Collecting Information From Kids

Despite millions of parents' concern over children surfing the Internet, sub-$500 PCs are making the Net more accessible to kids. This includes kids between the ages of 4 and 12, who spend about $24 billion a year in the U.

Despite millions of parents' concern over children surfing the Internet, sub-$500 PCs are making the Net more accessible to kids. This includes kids between the ages of 4 and 12, who spend about $24 billion a year in the U.S. and convince others to spend on them another $188 billion. Add those together and you have opportunities galore for small businesses ... opportunities to have direct contact with kids, whose minds are so vulnerable one moment yet so persuasive the next.

Enter government regulation. To address concerns over privacy and security, Congress enacted the Children's Online Privacy Protection Act ("COPPA"). Of particular importance to small businesses is a COPPA provision that requires operators of web sites and online services to obtain verifiable parental consent before children may be permitted to provide certain identifying information. Obtaining this consent could be very time-consuming and expensive.

The act doesn't go into effect until the FTC completes its rules, providing businesses with specific guidelines (you can keep up on this process by visiting the FTC site, However, now is a good time to start gearing up for some changes. Here's a glimpse at the federal law so your biz can be ahead of the game.


Will you be expected to comply with COPPA? Here's a checklist to help you answer this question.

First, determine if you're one of the people who is governed by COPPA. "Operators" of certain web sites and online services, as well as some people working with these operators, are governed by this Act.

With the exception of non-profit organizations, an "operator" is any person or company who:

  1. Operates an Internet web site or an online service; AND
  2. Collects or maintains personal information; AND
  3. That personal information comes from, or is about, the users or visitors to the web site/online service; AND
  4. The web site or online service is operated for commercial purposes; AND
  5. This commercial purpose involves commerce across state lines, from a state to foreign countries, or with/between U.S. territories.

COPPA also governs:

  • Anyone who collects or maintains the personal information on behalf of the operator of the web site or online service; OR
  • Anyone who offers products or services for sale through that web site or online service.

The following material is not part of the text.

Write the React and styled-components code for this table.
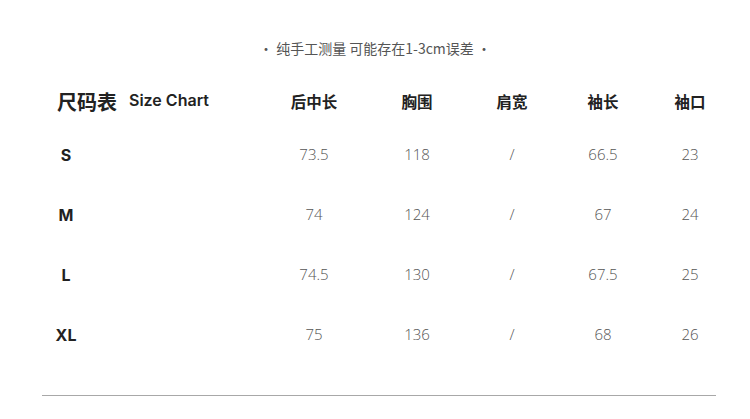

Second, determine if the site or service is covered by the Act. It governs those commercial sites or services that are "directed to children" (i.e., targeted to children) under the age of 13. This includes:

  • Sites/services whose entire site/service is directed to children or only that portion of the site/service that is directed to children;
  • Sites/services whose operators have actual knowledge that they are collecting personal information from a child.

COPPA excludes from the regulations those sites or services that solely refer or link to commercial web sites or services directed to children by using directories, links, references, pointers, indexes, etc.

Third, determine if you are collecting or maintaining "personal information." The Act concerns information that is "individually identifiable information" about the child that is collected online. It includes any of the following:

  • A first and last name;
  • A home or other physical address;
  • An e-mail address;
  • A telephone number;
  • A social security number; or
  • Any other information that the FTC determines permits the physical or online contacting of a specific child.

If COPPA governs your activities, then you must comply with certain information collection practices.


The FTC is required to draft rules by October 1999 that cover such things as Notice, Consent, Access, and Security.

The rules will:

  • Require operators to provide NOTICE on the site regarding what information is collected, how it's being used, and what their disclosure practices are for such information;
  • Require operators to obtain CONSENT - verifiable parental consent - for the collection, use, or disclosure of the personal information;
  • Require operators to provide, upon the parent's request (upon proper identification of the parent), ACCESS to the specific types of personal information collected from the child, the opportunity to refuse to permit the operator's further use or maintenance in retrievable form of personal information from that child, and a reasonable means for the parent to obtain any personal information collected from that child;
  • Require the operator to establish and maintain reasonable SECURITY procedures to protect the confidentiality, security, and integrity of the personal information;
  • Prohibit operators from conditioning participation in a game, the offering of a prize, or participating in any other activity on the child disclosing more personal information than is reasonably necessary to participate in the activity.

There are exceptions to the requirement to obtain this consent. The FTC rules will describe them in detail.


How can a small business avoid the expense of coming up with sufficient guidelines and notices to comply with this Act? The answer lies in COPPA.

Congress and the FTC are encouraging self-regulation. Therefore, the rules will include provisions that will deem a person to be in compliance if:

  1. Guidelines issued by marketing and online industries (or other persons) are approved by the FTC; and
  2. You comply with those guidelines.

Once COPPA goes into effect (probably around April 2000), failure to comply with the rules will be considered to be unfair trade practices. The FTC as well as the attorney general of any state may enforce compliance with the regulations.

The easiest way to follow the rules will probably be to follow approved industry guidelines. So keep checking the FTC site from time to time. I'm sure some guidelines that will work for you will be approved before the law goes into effect.